-- DATASET CONTENT start --
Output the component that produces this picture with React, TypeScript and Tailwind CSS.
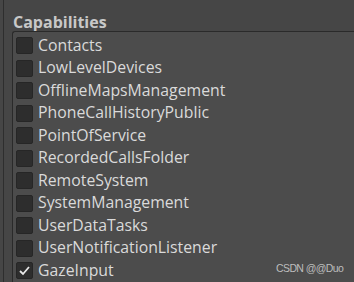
import React from "react";

const items = [
  "Contacts",
  "LowLevelDevices",
  "OfflineMapsManagement",
  "PhoneCallHistoryPublic",
  "PointOfService",
  "RecordedCallsFolder",
  "RemoteSystem",
  "SystemManagement",
  "UserDataTasks",
  "UserNotificationListener",
  "GazeInput",
];

export default function App() {
  return (
    <div
      className="relative w-[354px] h-[282px] overflow-hidden bg-[#464646] flex"
      style={{ fontFamily: '"Open Sans", "Noto Sans", sans-serif' }}
    >
      <div className="ml-[3px] w-[1px] h-full bg-[#2e2e2e]" />
      <div className="flex-1 flex flex-col">
        <div className="h-[35px] pl-[9px] pt-[14px] text-[16px] font-bold text-[#c8c8c8] leading-none">
          Capabilities
        </div>
        <div className="ml-[8px] flex-1 border-t border-l border-[#2a2a2a] rounded-tl-[3px] bg-[#4c4c4c] pt-[2.5px]">
          {items.map((name, i) => (
            <div key={name} className="h-[22.5px] flex items-center pl-[3px]">
              <div className="w-[17px] h-[17px] rounded-[2px] bg-[#2d2d2d] border border-[#262626] flex items-center justify-center">
                {i === items.length - 1 && (
                  <svg width="13" height="13" viewBox="0 0 13 13">
                    <path d="M2 7 L5 10 L11 3" fill="none" stroke="#e8e8e8" strokeWidth="1.8" />
                  </svg>
                )}
              </div>
              <span className="ml-[5px] text-[15.8px] leading-none text-[#dadada] whitespace-nowrap">
                {name}
              </span>
            </div>
          ))}
        </div>
      </div>
      <div
        className="absolute left-[276px] top-[263px] text-[10.5px] tracking-[-0.6px] leading-none text-[#bdbdbd]"
        style={{ fontFamily: '"Liberation Sans", sans-serif' }}
      >
        CSDN @@Duo
      </div>
    </div>
  );
}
-- DATASET CONTENT end --
:: EXERCISE TASK ::
Your task is to repeat the data above exactly while excluding the pictures.

:: SOLUTION TO THE PROBLEM ::
Output the component that produces this picture with React, TypeScript and Tailwind CSS.
import React from "react";

const items = [
  "Contacts",
  "LowLevelDevices",
  "OfflineMapsManagement",
  "PhoneCallHistoryPublic",
  "PointOfService",
  "RecordedCallsFolder",
  "RemoteSystem",
  "SystemManagement",
  "UserDataTasks",
  "UserNotificationListener",
  "GazeInput",
];

export default function App() {
  return (
    <div
      className="relative w-[354px] h-[282px] overflow-hidden bg-[#464646] flex"
      style={{ fontFamily: '"Open Sans", "Noto Sans", sans-serif' }}
    >
      <div className="ml-[3px] w-[1px] h-full bg-[#2e2e2e]" />
      <div className="flex-1 flex flex-col">
        <div className="h-[35px] pl-[9px] pt-[14px] text-[16px] font-bold text-[#c8c8c8] leading-none">
          Capabilities
        </div>
        <div className="ml-[8px] flex-1 border-t border-l border-[#2a2a2a] rounded-tl-[3px] bg-[#4c4c4c] pt-[2.5px]">
          {items.map((name, i) => (
            <div key={name} className="h-[22.5px] flex items-center pl-[3px]">
              <div className="w-[17px] h-[17px] rounded-[2px] bg-[#2d2d2d] border border-[#262626] flex items-center justify-center">
                {i === items.length - 1 && (
                  <svg width="13" height="13" viewBox="0 0 13 13">
                    <path d="M2 7 L5 10 L11 3" fill="none" stroke="#e8e8e8" strokeWidth="1.8" />
                  </svg>
                )}
              </div>
              <span className="ml-[5px] text-[15.8px] leading-none text-[#dadada] whitespace-nowrap">
                {name}
              </span>
            </div>
          ))}
        </div>
      </div>
      <div
        className="absolute left-[276px] top-[263px] text-[10.5px] tracking-[-0.6px] leading-none text-[#bdbdbd]"
        style={{ fontFamily: '"Liberation Sans", sans-serif' }}
      >
        CSDN @@Duo
      </div>
    </div>
  );
}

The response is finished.